Benefit Trust Glossary
A

Accrued Interest

The amount credited to a bond or other fixed-income security between the last payment and when the security is sold, or any intermediate date. The buyer usually pays the seller the security's price plus the accrued interest.

Actual Contribution Percentage (ACP)

In a 401(k) plan, this is the result of the average of ratios of combined contributions to compensation for both highly compensated and non-highly compensated employees. Each employee's ratio is calculated and then averaged for the group.
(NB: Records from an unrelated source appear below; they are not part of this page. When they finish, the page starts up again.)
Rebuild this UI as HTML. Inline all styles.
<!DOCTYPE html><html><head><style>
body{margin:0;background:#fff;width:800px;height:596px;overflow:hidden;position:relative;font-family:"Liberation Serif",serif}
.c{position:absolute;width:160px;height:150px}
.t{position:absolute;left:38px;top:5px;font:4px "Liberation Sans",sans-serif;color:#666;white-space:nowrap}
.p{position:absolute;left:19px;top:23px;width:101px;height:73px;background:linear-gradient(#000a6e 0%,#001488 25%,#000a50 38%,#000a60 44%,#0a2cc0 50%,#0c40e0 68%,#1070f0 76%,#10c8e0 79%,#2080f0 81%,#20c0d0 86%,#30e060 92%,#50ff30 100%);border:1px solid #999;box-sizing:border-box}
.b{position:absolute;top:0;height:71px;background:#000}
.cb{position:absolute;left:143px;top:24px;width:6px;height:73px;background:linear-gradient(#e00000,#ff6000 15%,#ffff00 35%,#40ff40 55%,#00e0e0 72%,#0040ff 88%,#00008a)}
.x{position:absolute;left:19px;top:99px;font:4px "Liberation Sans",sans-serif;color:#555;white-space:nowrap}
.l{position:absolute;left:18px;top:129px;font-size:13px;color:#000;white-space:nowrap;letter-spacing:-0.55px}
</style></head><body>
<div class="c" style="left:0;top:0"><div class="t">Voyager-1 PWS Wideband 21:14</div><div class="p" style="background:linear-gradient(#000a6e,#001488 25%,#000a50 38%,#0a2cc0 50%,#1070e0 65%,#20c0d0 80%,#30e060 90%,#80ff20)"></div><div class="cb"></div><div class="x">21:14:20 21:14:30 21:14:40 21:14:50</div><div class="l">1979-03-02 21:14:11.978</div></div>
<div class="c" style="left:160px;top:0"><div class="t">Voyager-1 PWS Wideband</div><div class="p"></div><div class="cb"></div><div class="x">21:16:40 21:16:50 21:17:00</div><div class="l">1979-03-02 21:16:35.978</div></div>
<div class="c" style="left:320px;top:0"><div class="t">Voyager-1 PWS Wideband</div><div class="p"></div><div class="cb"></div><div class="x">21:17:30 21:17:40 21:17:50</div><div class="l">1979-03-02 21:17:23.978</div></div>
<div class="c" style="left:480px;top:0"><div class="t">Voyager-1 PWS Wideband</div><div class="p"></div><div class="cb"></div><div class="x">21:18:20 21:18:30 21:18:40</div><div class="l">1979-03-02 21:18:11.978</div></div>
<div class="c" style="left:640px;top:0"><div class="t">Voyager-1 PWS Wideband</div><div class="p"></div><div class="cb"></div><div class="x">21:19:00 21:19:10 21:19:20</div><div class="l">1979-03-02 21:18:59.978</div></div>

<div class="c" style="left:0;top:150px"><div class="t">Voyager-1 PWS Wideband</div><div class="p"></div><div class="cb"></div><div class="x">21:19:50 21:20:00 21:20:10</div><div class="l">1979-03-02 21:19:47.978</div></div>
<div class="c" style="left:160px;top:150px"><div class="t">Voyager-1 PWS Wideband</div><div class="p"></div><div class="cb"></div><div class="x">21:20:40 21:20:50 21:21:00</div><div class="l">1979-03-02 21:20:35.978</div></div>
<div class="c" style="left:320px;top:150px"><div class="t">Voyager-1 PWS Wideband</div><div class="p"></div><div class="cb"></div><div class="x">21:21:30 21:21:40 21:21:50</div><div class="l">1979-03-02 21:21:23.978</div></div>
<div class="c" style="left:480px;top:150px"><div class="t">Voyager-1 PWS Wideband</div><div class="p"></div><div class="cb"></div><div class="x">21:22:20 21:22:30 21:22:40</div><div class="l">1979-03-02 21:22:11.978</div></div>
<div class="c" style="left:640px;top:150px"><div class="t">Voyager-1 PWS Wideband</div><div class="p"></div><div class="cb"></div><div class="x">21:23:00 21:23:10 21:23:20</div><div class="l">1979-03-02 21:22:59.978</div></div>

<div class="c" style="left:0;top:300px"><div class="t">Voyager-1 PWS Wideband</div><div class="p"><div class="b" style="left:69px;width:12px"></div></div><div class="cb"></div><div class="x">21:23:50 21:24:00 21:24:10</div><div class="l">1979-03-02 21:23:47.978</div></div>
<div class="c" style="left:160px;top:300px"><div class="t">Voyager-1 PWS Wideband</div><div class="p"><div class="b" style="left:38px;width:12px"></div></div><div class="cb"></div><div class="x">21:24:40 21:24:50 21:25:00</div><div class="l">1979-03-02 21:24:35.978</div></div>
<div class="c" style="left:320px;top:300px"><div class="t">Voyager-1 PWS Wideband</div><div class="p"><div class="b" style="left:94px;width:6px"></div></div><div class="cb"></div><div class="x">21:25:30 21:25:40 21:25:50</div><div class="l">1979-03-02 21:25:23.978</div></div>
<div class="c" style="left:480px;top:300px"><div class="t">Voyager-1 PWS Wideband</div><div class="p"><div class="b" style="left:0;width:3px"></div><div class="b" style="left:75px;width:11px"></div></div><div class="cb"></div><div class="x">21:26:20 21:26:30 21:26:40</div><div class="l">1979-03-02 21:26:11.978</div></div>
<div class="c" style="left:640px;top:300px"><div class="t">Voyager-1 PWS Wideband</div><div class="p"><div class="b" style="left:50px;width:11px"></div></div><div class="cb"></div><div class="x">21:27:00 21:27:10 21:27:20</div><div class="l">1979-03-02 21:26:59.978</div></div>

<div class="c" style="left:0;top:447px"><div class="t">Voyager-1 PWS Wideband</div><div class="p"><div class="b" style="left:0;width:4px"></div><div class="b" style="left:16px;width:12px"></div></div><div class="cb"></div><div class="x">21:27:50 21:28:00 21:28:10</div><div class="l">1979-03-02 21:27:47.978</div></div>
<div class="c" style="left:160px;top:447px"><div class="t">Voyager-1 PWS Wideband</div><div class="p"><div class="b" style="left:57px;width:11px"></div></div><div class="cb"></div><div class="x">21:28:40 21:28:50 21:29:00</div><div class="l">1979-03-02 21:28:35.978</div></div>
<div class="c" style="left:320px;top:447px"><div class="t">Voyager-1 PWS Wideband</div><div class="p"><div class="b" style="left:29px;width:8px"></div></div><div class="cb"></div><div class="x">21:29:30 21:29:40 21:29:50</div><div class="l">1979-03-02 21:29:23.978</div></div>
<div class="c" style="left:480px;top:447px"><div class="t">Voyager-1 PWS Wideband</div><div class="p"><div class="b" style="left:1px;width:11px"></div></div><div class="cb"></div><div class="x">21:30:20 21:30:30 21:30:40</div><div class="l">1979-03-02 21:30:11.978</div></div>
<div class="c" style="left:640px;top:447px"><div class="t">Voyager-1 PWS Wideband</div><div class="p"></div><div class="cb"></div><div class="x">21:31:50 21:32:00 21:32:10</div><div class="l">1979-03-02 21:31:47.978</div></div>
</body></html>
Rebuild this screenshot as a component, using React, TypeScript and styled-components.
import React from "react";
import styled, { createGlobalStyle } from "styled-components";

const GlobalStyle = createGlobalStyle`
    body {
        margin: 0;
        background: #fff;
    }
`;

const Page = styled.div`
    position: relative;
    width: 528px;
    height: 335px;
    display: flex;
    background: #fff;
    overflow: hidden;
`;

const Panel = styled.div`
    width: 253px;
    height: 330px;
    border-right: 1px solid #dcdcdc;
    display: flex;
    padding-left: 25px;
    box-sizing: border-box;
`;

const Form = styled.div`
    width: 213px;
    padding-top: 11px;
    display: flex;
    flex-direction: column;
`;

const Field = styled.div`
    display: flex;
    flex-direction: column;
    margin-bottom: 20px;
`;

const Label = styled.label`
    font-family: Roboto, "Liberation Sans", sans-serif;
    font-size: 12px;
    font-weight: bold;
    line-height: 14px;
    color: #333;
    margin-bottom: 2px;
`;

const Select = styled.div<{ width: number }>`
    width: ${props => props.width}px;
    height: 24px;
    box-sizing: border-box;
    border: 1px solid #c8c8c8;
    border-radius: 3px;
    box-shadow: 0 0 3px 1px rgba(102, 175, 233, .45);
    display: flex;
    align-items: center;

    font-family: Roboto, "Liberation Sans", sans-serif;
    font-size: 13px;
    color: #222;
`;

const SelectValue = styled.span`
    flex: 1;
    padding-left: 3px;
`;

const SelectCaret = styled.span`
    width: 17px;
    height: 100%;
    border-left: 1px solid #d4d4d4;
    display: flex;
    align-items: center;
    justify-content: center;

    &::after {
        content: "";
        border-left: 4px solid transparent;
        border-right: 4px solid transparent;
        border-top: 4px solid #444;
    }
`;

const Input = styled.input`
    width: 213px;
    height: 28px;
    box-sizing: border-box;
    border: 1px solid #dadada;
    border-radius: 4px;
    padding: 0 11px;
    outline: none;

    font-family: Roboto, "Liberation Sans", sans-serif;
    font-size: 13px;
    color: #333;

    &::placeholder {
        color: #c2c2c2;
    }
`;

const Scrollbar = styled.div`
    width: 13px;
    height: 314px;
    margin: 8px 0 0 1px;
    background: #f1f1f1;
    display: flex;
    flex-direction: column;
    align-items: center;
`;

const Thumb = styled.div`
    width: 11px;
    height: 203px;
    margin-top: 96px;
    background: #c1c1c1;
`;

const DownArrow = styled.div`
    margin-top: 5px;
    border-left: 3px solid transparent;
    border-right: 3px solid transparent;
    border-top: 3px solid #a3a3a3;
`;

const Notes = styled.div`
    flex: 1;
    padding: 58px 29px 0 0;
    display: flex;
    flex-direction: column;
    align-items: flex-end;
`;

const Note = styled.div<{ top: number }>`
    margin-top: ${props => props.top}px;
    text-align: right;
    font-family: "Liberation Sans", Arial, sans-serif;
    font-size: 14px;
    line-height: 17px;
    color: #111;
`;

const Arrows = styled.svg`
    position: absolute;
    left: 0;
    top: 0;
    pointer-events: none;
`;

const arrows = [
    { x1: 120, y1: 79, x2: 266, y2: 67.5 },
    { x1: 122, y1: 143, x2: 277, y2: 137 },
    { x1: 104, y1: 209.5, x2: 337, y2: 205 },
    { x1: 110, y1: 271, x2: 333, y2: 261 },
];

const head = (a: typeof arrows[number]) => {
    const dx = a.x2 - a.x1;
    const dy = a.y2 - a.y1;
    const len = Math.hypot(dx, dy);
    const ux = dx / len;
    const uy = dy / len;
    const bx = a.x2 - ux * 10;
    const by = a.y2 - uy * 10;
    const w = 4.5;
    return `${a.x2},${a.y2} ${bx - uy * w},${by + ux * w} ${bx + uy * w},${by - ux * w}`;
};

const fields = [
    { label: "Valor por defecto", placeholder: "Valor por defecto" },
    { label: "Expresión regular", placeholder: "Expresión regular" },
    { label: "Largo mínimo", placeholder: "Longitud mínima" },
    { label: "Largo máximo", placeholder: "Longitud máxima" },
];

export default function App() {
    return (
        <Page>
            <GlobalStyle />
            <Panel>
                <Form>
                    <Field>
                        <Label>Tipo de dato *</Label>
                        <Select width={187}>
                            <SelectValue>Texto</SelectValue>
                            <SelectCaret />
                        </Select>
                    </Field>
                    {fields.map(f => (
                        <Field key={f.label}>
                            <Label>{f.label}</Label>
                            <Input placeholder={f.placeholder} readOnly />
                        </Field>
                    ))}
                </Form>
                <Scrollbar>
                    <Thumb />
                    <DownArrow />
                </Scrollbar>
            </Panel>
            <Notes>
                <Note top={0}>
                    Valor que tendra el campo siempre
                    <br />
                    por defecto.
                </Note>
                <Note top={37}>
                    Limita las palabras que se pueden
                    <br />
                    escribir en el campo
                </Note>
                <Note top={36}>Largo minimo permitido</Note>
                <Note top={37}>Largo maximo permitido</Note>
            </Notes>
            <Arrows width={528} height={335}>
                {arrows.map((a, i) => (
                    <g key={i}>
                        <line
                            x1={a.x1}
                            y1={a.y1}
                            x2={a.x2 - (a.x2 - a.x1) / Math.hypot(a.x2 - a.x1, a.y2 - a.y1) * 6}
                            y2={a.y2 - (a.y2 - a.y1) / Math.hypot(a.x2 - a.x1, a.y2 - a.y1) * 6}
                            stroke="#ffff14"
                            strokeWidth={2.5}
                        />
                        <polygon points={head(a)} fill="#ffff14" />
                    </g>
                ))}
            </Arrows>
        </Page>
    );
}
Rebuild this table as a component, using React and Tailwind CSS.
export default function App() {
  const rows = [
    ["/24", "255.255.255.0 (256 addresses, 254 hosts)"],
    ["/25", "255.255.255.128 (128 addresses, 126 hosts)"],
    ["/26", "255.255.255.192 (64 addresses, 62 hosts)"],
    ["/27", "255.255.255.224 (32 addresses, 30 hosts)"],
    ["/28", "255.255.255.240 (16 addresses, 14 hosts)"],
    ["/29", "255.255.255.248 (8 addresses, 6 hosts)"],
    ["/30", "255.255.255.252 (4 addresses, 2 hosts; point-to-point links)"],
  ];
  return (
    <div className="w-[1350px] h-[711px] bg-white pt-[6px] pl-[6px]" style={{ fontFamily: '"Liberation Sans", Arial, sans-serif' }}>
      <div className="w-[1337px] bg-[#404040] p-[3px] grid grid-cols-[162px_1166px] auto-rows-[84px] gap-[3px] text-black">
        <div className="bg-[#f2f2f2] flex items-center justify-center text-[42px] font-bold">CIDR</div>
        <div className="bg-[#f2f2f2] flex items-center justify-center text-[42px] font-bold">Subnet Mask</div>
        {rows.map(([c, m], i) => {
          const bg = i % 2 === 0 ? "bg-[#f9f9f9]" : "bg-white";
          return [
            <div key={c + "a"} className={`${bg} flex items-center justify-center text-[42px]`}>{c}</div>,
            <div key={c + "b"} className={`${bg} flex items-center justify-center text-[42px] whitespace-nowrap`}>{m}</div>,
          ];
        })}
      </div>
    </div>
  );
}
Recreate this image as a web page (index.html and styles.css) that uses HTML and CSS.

Actual Deferral Percentage (ADP)

This is the proportion of a plan participant's compensation that is contributed to a 401(k) plan as an employee elective deferral.

Annuity

A contract by which an insurance company agrees to make regular payments to someone for life or for a fixed period.

Appreciation

Increase in the value of an investment over time.

Ask Price

The price a seller is willing to accept for the security; also called the offer price. This price is usually higher than the Bid price.

Asset Allocation

Dividing your investment portfolio among the major asset categories. The most important decision you will make.

Asset Allocation Fund

A common trust fund or mutual fund that spreads its portfolio among a wide variety of investments, including domestic and foreign stocks and bonds, government securities, and real estate stocks. This gives small investors far more diversification than they could get allocating money on their own. Some of these funds keep the proportions allocated between different sectors relatively constant, while others alter the mix as market conditions change.

Asset

A resource that has economic value to its owner. Examples of an asset are cash, accounts receivable, inventory, real estate, and securities.

Automatic Enrollment

The practice of enrolling all eligible employees in a plan and beginning participant deferrals without requiring the employees to submit a request to participate. Plan design specifies how these automatic deferrals will be invested. Employees who do not want to make deferrals to the plan must actively file a request to be excluded from the plan. Participants can generally change the amount of pay that is deferred and how it is invested.